Elle observe à cet égard qu'Airbus, l'avionneur européen, a testé certains de ses avions A400M en version « bombardier d'eau » et que ces essais ne doivent pas être ignorés : s'ils ne peuvent pas se recharger comme les Canadair en « rasant » la surface d'un plan d'eau, ces appareils peuvent apporter une solution complémentaire en emportant une plus grande capacité (20 000 tonnes) et peuvent voler la nuit.
Elle prend acte également avec intérêt du projet « Frégate 100 » de la start up bordelaise Hynaero, qui, partant des atouts du Canadair, développerait un avion plus rapide, ayant une plus grande capacité de largage (10 000 tonnes) et modernisé pour permettre des liaisons fiables avec les sapeurs-pompiers intervenant au sol. Néanmoins, le prototype n'est espéré qu'en 2028.
3. Adapter les financements disponibles
Si les États membres sont les premiers responsables de la protection de leur population, et, ce faisant, doivent prévoir les budgets nécessaires à cette protection, l'Union européenne devrait aussi actualiser les financements disponibles pour les actions de prévention, de préparation et de réaction aux crises de protection civile, qui, du fait du dérèglement climatique et du contexte géopolitique, devraient connaître un développement important au cours des prochaines années.
En toute logique, la proposition de résolution européenne (alinéa 22) appelle donc les États membres et la Commission européenne à « calibrer » ces financements au regard des besoins prioritaires.
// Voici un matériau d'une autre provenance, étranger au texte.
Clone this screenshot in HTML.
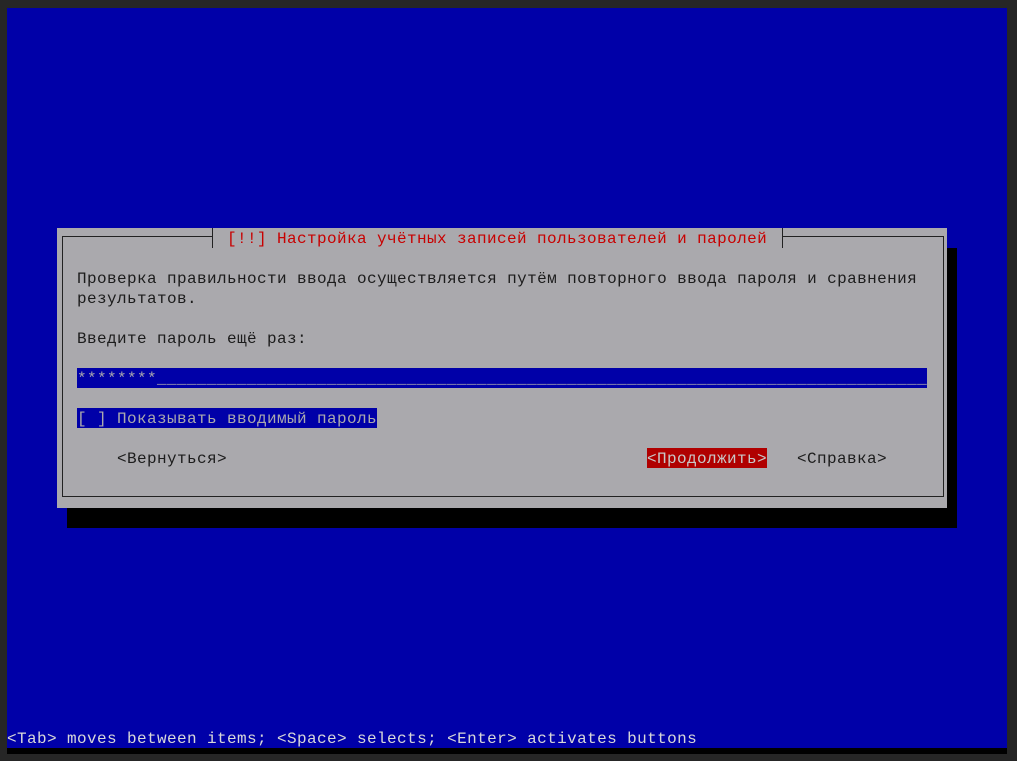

* 52 Pour un point de situation détaillé sur les défis de la flotte aérienne de sécurité civile, voir le rapport d'information n° 838 (2022-2023) « La flotte de bombardiers d'eau de la sécurité civile : un renouvellement à accélérer, une gestion à optimiser » de M. Jean-Pierre Vogel, sénateur, au nom de la commission des finances, en date du 5 juillet 2023.